* _SUPPLIED MATERIAL_:
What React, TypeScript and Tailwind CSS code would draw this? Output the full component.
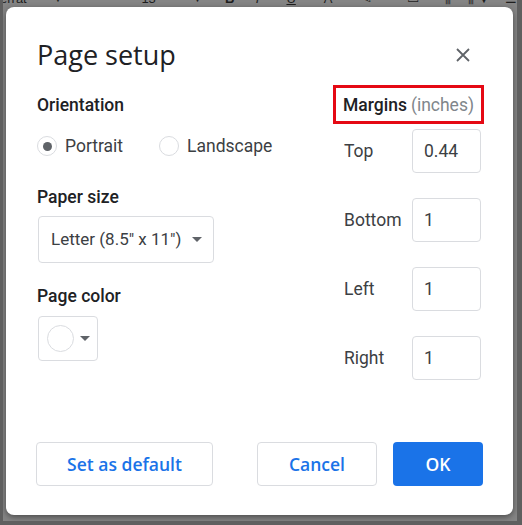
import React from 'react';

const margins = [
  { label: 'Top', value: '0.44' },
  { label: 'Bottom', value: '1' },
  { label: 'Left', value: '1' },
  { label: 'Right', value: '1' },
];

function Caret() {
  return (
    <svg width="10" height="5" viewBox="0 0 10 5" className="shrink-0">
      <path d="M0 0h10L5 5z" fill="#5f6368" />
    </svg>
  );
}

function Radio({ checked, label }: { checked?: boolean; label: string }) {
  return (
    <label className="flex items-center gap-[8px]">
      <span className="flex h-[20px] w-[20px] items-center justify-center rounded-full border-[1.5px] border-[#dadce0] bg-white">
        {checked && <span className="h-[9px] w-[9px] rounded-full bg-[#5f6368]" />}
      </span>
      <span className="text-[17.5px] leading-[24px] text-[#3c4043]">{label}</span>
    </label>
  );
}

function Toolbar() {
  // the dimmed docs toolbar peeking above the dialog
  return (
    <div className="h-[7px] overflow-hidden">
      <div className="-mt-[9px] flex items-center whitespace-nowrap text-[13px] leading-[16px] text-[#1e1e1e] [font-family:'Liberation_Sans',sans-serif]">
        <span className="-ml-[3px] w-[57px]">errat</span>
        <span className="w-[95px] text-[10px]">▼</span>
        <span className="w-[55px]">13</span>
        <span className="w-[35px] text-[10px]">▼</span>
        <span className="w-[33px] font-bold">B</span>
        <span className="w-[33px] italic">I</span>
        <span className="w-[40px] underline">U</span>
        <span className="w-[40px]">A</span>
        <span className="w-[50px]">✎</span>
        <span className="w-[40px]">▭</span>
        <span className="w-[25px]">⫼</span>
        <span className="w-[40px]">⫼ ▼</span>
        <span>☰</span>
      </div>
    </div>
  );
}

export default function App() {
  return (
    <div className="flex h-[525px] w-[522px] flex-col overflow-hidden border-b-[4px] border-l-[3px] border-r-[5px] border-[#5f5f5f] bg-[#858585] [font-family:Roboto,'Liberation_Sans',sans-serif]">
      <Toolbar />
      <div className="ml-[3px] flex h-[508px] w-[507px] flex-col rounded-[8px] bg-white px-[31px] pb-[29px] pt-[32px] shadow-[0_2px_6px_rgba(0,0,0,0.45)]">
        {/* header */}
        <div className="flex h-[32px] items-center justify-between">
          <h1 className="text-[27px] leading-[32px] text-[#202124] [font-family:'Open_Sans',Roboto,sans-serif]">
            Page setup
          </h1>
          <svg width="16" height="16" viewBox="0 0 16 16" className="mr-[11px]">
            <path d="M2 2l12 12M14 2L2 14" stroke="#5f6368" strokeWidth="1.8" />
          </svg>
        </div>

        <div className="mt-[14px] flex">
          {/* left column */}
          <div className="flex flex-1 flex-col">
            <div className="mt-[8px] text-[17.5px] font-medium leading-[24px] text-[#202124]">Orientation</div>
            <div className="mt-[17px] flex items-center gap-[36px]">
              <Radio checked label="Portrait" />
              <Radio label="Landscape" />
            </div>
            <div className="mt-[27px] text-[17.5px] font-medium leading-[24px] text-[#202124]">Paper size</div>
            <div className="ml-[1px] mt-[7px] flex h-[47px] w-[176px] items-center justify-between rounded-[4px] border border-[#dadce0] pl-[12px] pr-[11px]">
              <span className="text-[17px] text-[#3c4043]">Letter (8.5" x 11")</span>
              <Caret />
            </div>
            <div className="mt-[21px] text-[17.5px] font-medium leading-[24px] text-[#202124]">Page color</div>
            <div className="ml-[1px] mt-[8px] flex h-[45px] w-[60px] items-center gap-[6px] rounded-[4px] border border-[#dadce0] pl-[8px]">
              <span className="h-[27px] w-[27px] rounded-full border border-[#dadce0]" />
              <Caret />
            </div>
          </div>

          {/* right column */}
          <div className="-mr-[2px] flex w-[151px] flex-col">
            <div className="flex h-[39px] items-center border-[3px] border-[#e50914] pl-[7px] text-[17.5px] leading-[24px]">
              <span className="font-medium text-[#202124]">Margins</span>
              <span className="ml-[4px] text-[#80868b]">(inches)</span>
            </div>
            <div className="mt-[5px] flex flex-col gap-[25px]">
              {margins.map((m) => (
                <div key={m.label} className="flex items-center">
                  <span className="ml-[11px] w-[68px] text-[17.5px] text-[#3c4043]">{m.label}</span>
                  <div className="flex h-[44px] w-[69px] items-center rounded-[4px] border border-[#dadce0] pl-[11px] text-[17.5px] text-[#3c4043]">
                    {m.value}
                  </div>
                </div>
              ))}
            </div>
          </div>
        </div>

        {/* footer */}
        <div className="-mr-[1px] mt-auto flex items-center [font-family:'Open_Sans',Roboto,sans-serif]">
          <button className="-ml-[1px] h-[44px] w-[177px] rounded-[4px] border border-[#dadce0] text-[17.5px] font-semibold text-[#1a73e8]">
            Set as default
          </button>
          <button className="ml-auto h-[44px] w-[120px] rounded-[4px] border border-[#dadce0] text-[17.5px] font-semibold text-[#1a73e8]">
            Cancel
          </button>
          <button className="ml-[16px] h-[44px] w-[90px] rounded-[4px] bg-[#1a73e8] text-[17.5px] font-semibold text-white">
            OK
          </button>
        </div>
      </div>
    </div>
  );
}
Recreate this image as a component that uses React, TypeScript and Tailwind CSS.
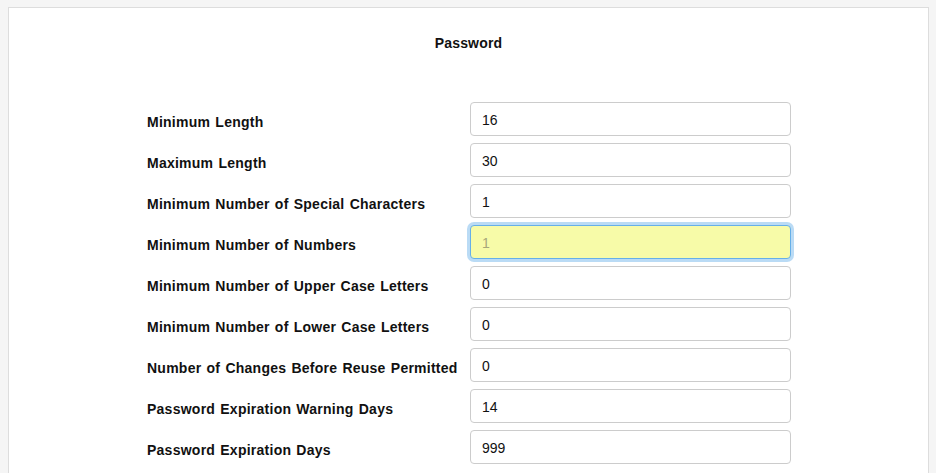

* _STATED PROBLEM_: How many lines in these records hold the string "component"? Reply with the number alone.

* _WRITTEN ANSWER_: 2